Pacific Seafood’s social responsibility report emphasizes US labor force

Pacific Seafood CEO Frank Dulcich.

Clackamas, Oregon, U.S.A.-based Pacific Seafood has stressed the bona fides of its domestic labor force in its latest social responsibility report.

Pacific’s sixth annual Corporate Social Responsibility Report, released 28 March, said the company increased its sustainability efforts, supported groundbreaking research, forged new partnerships, and added more team-member benefits in 2022.

“We doubled down on our commitment to sustainability efforts,” Dulcich said in the introduction to the report. “At Pacific Seafood, we define excellence as ‘Consistently doing your best and always striving to do better.’ What excellence means is doing your best every day to meet the needs of our customers and consumers. The past year was one of significant transformation, and we’re just getting started.”

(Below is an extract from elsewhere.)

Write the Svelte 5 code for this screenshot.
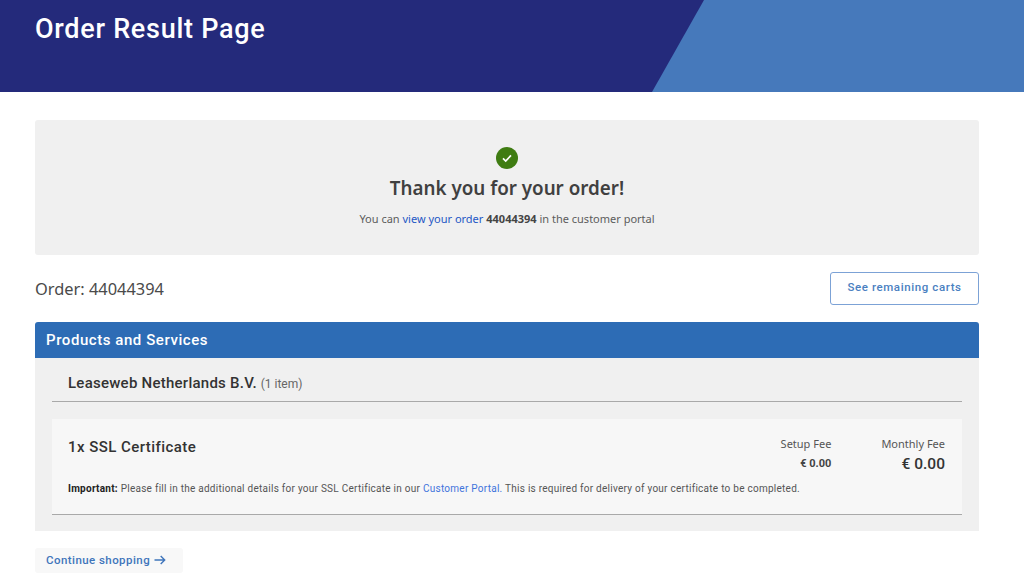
<script>
	const orderId = '44044394';
</script>

<header class="hero">
	<h1>Order Result Page</h1>
</header>

<main class="page">
	<section class="notice">
		<span class="check">
			<svg width="12" height="12" viewBox="0 0 12 12" aria-hidden="true">
				<path d="M2 6.4 4.7 9 10 3.4" fill="none" stroke="#fff" stroke-width="1.7" />
			</svg>
		</span>
		<h2>Thank you for your order!</h2>
		<p>You can <a href="#order">view your order</a> <b>{orderId}</b> in the customer portal</p>
	</section>

	<div class="order-row">
		<span class="order-no">Order: {orderId}</span>
		<button class="outline">See remaining carts</button>
	</div>

	<section class="panel">
		<div class="panel-head">Products and Services</div>
		<div class="panel-body">
			<div class="seller"><strong>Leaseweb Netherlands B.V.</strong> <span>(1 item)</span></div>
			<div class="item">
				<div class="item-top">
					<div class="item-name">1x SSL Certificate</div>
					<div class="fee setup">
						<div class="fee-label">Setup Fee</div>
						<div class="fee-value">€ 0.00</div>
					</div>
					<div class="fee monthly">
						<div class="fee-label">Monthly Fee</div>
						<div class="fee-value">€ 0.00</div>
					</div>
				</div>
				<p class="important">
					<b>Important:</b> Please fill in the additional details for your SSL Certificate in our
					<a href="#portal">Customer Portal.</a> This is required for delivery of your certificate to be completed.
				</p>
			</div>
		</div>
	</section>

	<button class="continue">
		Continue shopping
		<svg width="12" height="10" viewBox="0 0 12 10" aria-hidden="true">
			<path d="M.5 5h10M6.7 1l4 4-4 4" fill="none" stroke="currentColor" stroke-width="1.4" />
		</svg>
	</button>
</main>

<style>
	:global(body) {
		margin: 0;
		background: #fff;
		font-family: Roboto, 'Liberation Sans', sans-serif;
		color: #3c3c3c;
	}

	.hero {
		position: relative;
		height: 92px;
		background: #242a7b;
		overflow: hidden;
		box-sizing: border-box;
		padding: 12px 35px 0;
	}

	.hero::after {
		content: '';
		position: absolute;
		inset: 0;
		background: #4679bb;
		clip-path: polygon(704px 0, 100% 0, 100% 100%, 652px 100%);
	}

	h1 {
		margin: 0;
		font-size: 27px;
		line-height: 34px;
		font-weight: 500;
		letter-spacing: 0.72px;
		color: #fff;
	}

	.page {
		padding: 28px 45px 0 35px;
	}

	.notice {
		height: 135px;
		box-sizing: border-box;
		padding-top: 27px;
		background: #f0f0f0;
		border-radius: 3px;
		text-align: center;
		font-family: 'Noto Sans', 'Open Sans', sans-serif;
	}

	.check {
		display: flex;
		align-items: center;
		justify-content: center;
		width: 22px;
		height: 22px;
		margin: 0 auto;
		border-radius: 50%;
		background: #3f7c12;
	}

	h2 {
		margin: 6px 0 0;
		font-size: 18.8px;
		line-height: 26px;
		font-weight: 600;
		color: #404040;
	}

	.notice p {
		margin: 9px 0 0;
		font-size: 11px;
		line-height: 18px;
		color: #5c5c5c;
	}

	.notice a {
		color: #2457c5;
		text-decoration: none;
	}

	.notice b {
		font-weight: 700;
		color: #444;
	}

	.order-row {
		display: flex;
		align-items: center;
		justify-content: space-between;
		margin-top: 17px;
	}

	.order-no {
		font-family: 'Noto Sans', 'Open Sans', sans-serif;
		font-size: 16.4px;
		color: #4a4a4a;
	}

	.outline {
		width: 149px;
		height: 33px;
		padding: 0 0 3px;
		background: #fff;
		border: 1px solid #7ca2d6;
		border-radius: 3px;
		font: 500 11.5px Roboto, sans-serif;
		letter-spacing: 0.6px;
		color: #4a7fc1;
	}

	.panel {
		margin-top: 17px;
	}

	.panel-head {
		height: 36px;
		box-sizing: border-box;
		padding-left: 11px;
		background: #2d6cb5;
		border-radius: 3px 3px 0 0;
		font-size: 15px;
		font-weight: 500;
		line-height: 36px;
		letter-spacing: 0.56px;
		color: #fff;
	}

	.panel-body {
		height: 173px;
		box-sizing: border-box;
		padding: 0 17px;
		background: #f0f0f0;
	}

	.seller {
		height: 44px;
		box-sizing: border-box;
		padding-left: 16px;
		border-bottom: 1px solid #a9a9a9;
		line-height: 51px;
		font-size: 15px;
		color: #333;
	}

	.seller strong {
		font-weight: 500;
		letter-spacing: 0.25px;
	}

	.seller span {
		font-size: 12px;
		color: #666;
	}

	.item {
		height: 96px;
		box-sizing: border-box;
		margin-top: 17px;
		padding: 18px 17px 0 16px;
		background: #f7f7f7;
		border-bottom: 1px solid #a9a9a9;
	}

	.item-top {
		display: flex;
		align-items: flex-start;
		height: 45px;
	}

	.item-name {
		flex: 1;
		font-size: 15px;
		font-weight: 500;
		line-height: 20px;
		letter-spacing: 0.45px;
		color: #333;
	}

	.fee {
		text-align: right;
	}

	.setup {
		margin-right: 50px;
	}

	.fee-label {
		font-family: 'Noto Sans', 'Open Sans', sans-serif;
		font-size: 11px;
		line-height: 14px;
		color: #555;
	}

	.setup .fee-value {
		margin-top: 6px;
		font-size: 11px;
		line-height: 14px;
		font-weight: 700;
		color: #444;
	}

	.monthly .fee-value {
		margin-top: 3px;
		font-size: 15.5px;
		line-height: 20px;
		font-weight: 500;
		color: #333;
	}

	.important {
		margin: 0;
		font-size: 10px;
		line-height: 14px;
		letter-spacing: 0.26px;
		color: #555;
	}

	.important b {
		font-weight: 700;
		color: #222;
	}

	.important a {
		color: #3f74dc;
		text-decoration: none;
	}

	.continue {
		display: flex;
		align-items: center;
		gap: 4px;
		width: 148px;
		height: 25px;
		margin-top: 17px;
		padding: 0 0 1px 11px;
		background: #f8f8f8;
		border: 0;
		border-radius: 3px;
		font: 500 11.5px Roboto, sans-serif;
		letter-spacing: 0.44px;
		color: #3f75bb;
	}
</style>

Pacific operates 40 facilities across the United States and Canada. It said it is required to adhere to labor standards set by the U.S. government, in comparison to other seafood processors that operate in countries with looser or fewer labor regulations.

“Sustainability starts with our team members. All Pacific Seafood owned facilities are in full compliance with U.S. and local labor laws. We also require our suppliers to be in compliance with all human rights laws, including, without limitation, prohibitions on child labor, slavery, and human trafficking, in the countries in which it does business,” the company said. “Our suppliers are subject to random inspections by our team members to ensure compliance.”

Pacific Seafood’s doubled its environmental, health, and safety team to four members in 2022, and launched a full tuition grant program for all of its employees in partnership with the University of Arizona Global Campus and George Fox University.

Concurrently, Pacific launched its own online learning platform, Pacific Seafood University, as part of its "Team Blue" effort to develop its frontline workers into administrators and encourage internal promotion within the company.

In another educational endeavor, Pacific teamed with Oregon State University’s Seafood Research and Education Center on a project researching the benefits fo fish skin in treating wrinkles.  The project found evidence skin gelatin from Pacific whiting can prevent skin wrinkling caused by ultraviolet rays.

Pacific's bio products division also made a research breakthrough, finding feeding dried waste from surimi production to chickens enriched their edible tissues and boosted their omega-3 fatty acid content.

The company's environmental efforts were led by its partnership with the PAC-12 college sports conference to host the first-ever large-conference game to be carbon-neutral, through the purchase of carbon offsets sold by United Green Energy.

And the company saved over a million kilowatt hours of electricity through the replacement of older lightning with LED bulbs, reducing its energy usage at its Quilcene facility by 75 percent.

“As part of our mission, ‘feeding the world the healthiest protein on the planet,’ we reimagined how to make seafood more widely available across the United States,” Dulcich said. “Thanks to our work with the USDA’s procurement program, more families and their children have access to Pacific’s healthy proteins than ever before.”